Если соотнести результаты исследования с литературой по этому вопросу, то станет ясно, что большинство людей хотят работать в окружении, ориентированном на развитие и позволяющем приобретать новые знания, разнообразить деятельность, отвечать за себя и пользоваться поддержкой коллег. Они стремятся применять на практике свои способности и не хотят рутины. Данных, свидетельствующих о желании вовсе избежать работы, мало. Таким образом, наши результаты подкрепляют идеи Аргириса, Герцберга и Маслоу (Argyris, Herzberg, Maslow). Люди заинтересованы в том, чтобы развиваться и приносить пользу, чтобы их таланты получали признание и вознаграждение. Между тем устройство многих организаций не позволяет выявлять эти таланты и поддерживать их развитие, рост и нововведения.
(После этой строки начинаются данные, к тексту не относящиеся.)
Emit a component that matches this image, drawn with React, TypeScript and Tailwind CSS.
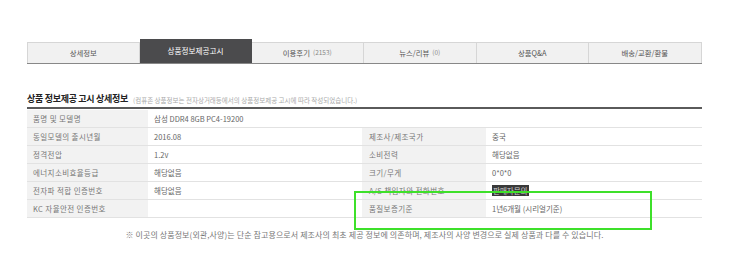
import React from 'react';

const tabs = [
  { label: '상세정보' },
  { label: '상품정보제공고시', active: true },
  { label: '이용후기', count: '(2153)' },
  { label: '뉴스/리뷰', count: '(0)' },
  { label: '상품Q&A' },
  { label: '배송/교환/환불' },
];

type Row = { l1: string; v1: React.ReactNode; l2?: string; v2?: React.ReactNode };

const rows: Row[] = [
  { l1: '품명 및 모델명', v1: '삼성 DDR4 8GB PC4-19200' },
  { l1: '동일모델의 출시년월', v1: '2016.08', l2: '제조사/제조국가', v2: '중국' },
  { l1: '정격전압', v1: '1.2v', l2: '소비전력', v2: '해당없음' },
  { l1: '에너지소비효율등급', v1: '해당없음', l2: '크기/무게', v2: '0*0*0' },
  {
    l1: '전자파 적합 인증번호',
    v1: '해당없음',
    l2: 'A/S 책임자와 전화번호',
    v2: <span className="bg-[#3a3a3a] px-[1px] text-[#cfcfcf]">판매자문의</span>,
  },
  { l1: 'KC 자율안전 인증번호', v1: '', l2: '품질보증기준', v2: '1년6개월 (시리얼기준)' },
];

export default function App() {
  return (
    <div
      className="relative h-[256px] w-[730px] overflow-hidden bg-white text-[#666]"
      style={{ fontFamily: '"Noto Sans CJK KR", "Noto Sans", sans-serif' }}
    >
      <div className="ml-[27px] w-[675px] pt-[40px]">
        {/* Tabs */}
        <div className="flex h-[24px] items-end border-b border-[#888]">
          {tabs.map((t) =>
            t.active ? (
              <div
                key={t.label}
                className="flex h-[24px] w-[112px] items-center justify-center bg-[#4b4b4d] text-[7.6px] text-white"
              >
                {t.label}
              </div>
            ) : (
              <div
                key={t.label}
                className="flex h-[21px] w-[112.5px] items-center justify-center border-r border-t border-[#d6d6d6] bg-[#f1f1f1] text-[7.4px] text-[#555] first:border-l"
              >
                {t.label}
                {t.count && <span className="ml-[3px] text-[6.5px] text-[#888]">{t.count}</span>}
              </div>
            )
          )}
        </div>

        {/* Heading */}
        <div className="mt-[30px] flex items-end gap-[5px] pb-[4px] leading-none">
          <span className="text-[9px] font-bold tracking-[-0.3px] text-[#222]">상품 정보제공 고시 상세정보</span>
          <span className="text-[6.5px] text-[#aaa]">
            (컴퓨존 상품정보는 전자상거래등에서의 상품정보제공 고시에 따라 작성되었습니다.)
          </span>
        </div>
        <div className="h-[2px] bg-[#5a5a5a]" />

        {/* Table */}
        <div className="mt-[1px] grid grid-cols-[121px_214px_124px_216px] text-[7.5px]">
          {rows.map((r) => (
            <React.Fragment key={r.l1}>
              <div className="flex h-[18px] items-center border-b border-[#e2e2e2] bg-[#f2f2f2] pl-[6px] tracking-[0.4px] text-[#777]">
                {r.l1}
              </div>
              {r.l2 ? (
                <>
                  <div className="flex h-[18px] items-center border-b border-[#e2e2e2] pl-[6px]">{r.v1}</div>
                  <div className="flex h-[18px] items-center border-b border-[#e2e2e2] bg-[#f2f2f2] pl-[7px] tracking-[0.4px] text-[#777]">
                    {r.l2}
                  </div>
                  <div className="flex h-[18px] items-center border-b border-[#e2e2e2] pl-[6px]">{r.v2}</div>
                </>
              ) : (
                <div className="col-span-3 flex h-[18px] items-center border-b border-[#e2e2e2] pl-[6px]">{r.v1}</div>
              )}
            </React.Fragment>
          ))}
        </div>

        <p className="mt-[11px] text-center text-[8px] tracking-[0.1px] text-[#777]">
          ※ 이곳의 상품정보(외관,사양)는 단순 참고용으로서 제조사의 최초 제공 정보에 의존하며, 제조사의 사양 변경으로 실제 상품과 다를 수 있습니다.
        </p>
      </div>

      {/* Green highlight box */}
      <div className="absolute left-[354px] top-[191px] h-[39px] w-[298px] border-2 border-[#3ee02a]" />
    </div>
  );
}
В то же время, мы добились уточнения этих достаточно общих идей. Обнаружилось, что существуют значительные различия в том, какие способности люди хотят развивать, какое отношение коллег для них благоприятно, и даже в более "материальных" вещах - например, гигиенических требованиях к рабочему месту. Разрыв между стремлениями и возможностью их осуществить приводит к выраженной фрустрации и потере мотивации у персонала. Чтобы его преодолеть, необходима более дифференцированная и специализированная программа развития кадровой политики и индивидуальной поддержки.